PROBLEM DESCRIPTION: Will you write out the data exactly, excluding every picture?
──────── GIVEN INFORMATION
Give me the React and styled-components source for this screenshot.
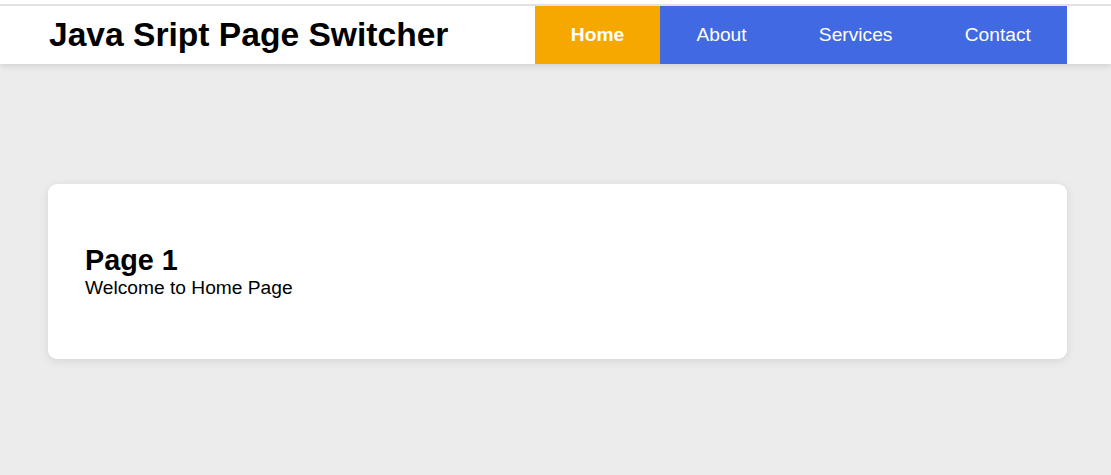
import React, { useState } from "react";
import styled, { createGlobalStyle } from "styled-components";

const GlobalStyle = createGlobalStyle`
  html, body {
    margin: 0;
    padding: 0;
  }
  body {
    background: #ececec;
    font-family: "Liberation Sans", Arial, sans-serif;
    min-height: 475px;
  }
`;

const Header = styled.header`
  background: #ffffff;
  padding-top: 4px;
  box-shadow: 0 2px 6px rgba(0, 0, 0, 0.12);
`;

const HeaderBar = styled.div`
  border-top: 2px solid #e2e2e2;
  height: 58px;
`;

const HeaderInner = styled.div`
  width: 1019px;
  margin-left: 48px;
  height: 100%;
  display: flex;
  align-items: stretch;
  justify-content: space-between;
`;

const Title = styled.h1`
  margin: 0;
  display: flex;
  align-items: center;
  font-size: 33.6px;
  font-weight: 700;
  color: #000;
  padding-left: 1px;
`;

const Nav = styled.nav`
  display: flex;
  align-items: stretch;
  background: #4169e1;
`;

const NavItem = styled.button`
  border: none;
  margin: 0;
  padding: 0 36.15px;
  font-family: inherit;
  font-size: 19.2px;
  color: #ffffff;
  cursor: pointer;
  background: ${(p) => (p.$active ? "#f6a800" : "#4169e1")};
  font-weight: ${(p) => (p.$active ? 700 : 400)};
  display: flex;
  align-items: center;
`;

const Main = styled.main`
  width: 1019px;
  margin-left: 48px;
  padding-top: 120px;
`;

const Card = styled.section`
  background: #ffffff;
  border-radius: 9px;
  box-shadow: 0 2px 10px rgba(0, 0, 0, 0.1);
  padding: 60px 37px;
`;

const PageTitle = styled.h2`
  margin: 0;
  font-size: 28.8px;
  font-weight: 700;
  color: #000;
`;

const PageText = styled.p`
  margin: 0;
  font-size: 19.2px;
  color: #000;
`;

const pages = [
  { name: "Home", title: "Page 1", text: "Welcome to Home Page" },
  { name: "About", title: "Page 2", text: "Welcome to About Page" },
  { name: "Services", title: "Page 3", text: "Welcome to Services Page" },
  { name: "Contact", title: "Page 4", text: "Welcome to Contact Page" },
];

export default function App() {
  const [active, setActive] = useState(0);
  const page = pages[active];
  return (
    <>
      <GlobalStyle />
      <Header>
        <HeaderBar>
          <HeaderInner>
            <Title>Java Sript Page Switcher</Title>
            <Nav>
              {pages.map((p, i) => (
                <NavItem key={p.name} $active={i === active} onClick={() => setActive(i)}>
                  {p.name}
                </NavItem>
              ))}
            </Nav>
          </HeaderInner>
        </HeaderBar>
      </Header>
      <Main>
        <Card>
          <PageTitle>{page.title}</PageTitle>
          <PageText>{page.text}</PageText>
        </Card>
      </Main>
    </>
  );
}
────────────────
PROBLEM SOLUTION:
Give me the React and styled-components source for this screenshot.
import React, { useState } from "react";
import styled, { createGlobalStyle } from "styled-components";

const GlobalStyle = createGlobalStyle`
  html, body {
    margin: 0;
    padding: 0;
  }
  body {
    background: #ececec;
    font-family: "Liberation Sans", Arial, sans-serif;
    min-height: 475px;
  }
`;

const Header = styled.header`
  background: #ffffff;
  padding-top: 4px;
  box-shadow: 0 2px 6px rgba(0, 0, 0, 0.12);
`;

const HeaderBar = styled.div`
  border-top: 2px solid #e2e2e2;
  height: 58px;
`;

const HeaderInner = styled.div`
  width: 1019px;
  margin-left: 48px;
  height: 100%;
  display: flex;
  align-items: stretch;
  justify-content: space-between;
`;

const Title = styled.h1`
  margin: 0;
  display: flex;
  align-items: center;
  font-size: 33.6px;
  font-weight: 700;
  color: #000;
  padding-left: 1px;
`;

const Nav = styled.nav`
  display: flex;
  align-items: stretch;
  background: #4169e1;
`;

const NavItem = styled.button`
  border: none;
  margin: 0;
  padding: 0 36.15px;
  font-family: inherit;
  font-size: 19.2px;
  color: #ffffff;
  cursor: pointer;
  background: ${(p) => (p.$active ? "#f6a800" : "#4169e1")};
  font-weight: ${(p) => (p.$active ? 700 : 400)};
  display: flex;
  align-items: center;
`;

const Main = styled.main`
  width: 1019px;
  margin-left: 48px;
  padding-top: 120px;
`;

const Card = styled.section`
  background: #ffffff;
  border-radius: 9px;
  box-shadow: 0 2px 10px rgba(0, 0, 0, 0.1);
  padding: 60px 37px;
`;

const PageTitle = styled.h2`
  margin: 0;
  font-size: 28.8px;
  font-weight: 700;
  color: #000;
`;

const PageText = styled.p`
  margin: 0;
  font-size: 19.2px;
  color: #000;
`;

const pages = [
  { name: "Home", title: "Page 1", text: "Welcome to Home Page" },
  { name: "About", title: "Page 2", text: "Welcome to About Page" },
  { name: "Services", title: "Page 3", text: "Welcome to Services Page" },
  { name: "Contact", title: "Page 4", text: "Welcome to Contact Page" },
];

export default function App() {
  const [active, setActive] = useState(0);
  const page = pages[active];
  return (
    <>
      <GlobalStyle />
      <Header>
        <HeaderBar>
          <HeaderInner>
            <Title>Java Sript Page Switcher</Title>
            <Nav>
              {pages.map((p, i) => (
                <NavItem key={p.name} $active={i === active} onClick={() => setActive(i)}>
                  {p.name}
                </NavItem>
              ))}
            </Nav>
          </HeaderInner>
        </HeaderBar>
      </Header>
      <Main>
        <Card>
          <PageTitle>{page.title}</PageTitle>
          <PageText>{page.text}</PageText>
        </Card>
      </Main>
    </>
  );
}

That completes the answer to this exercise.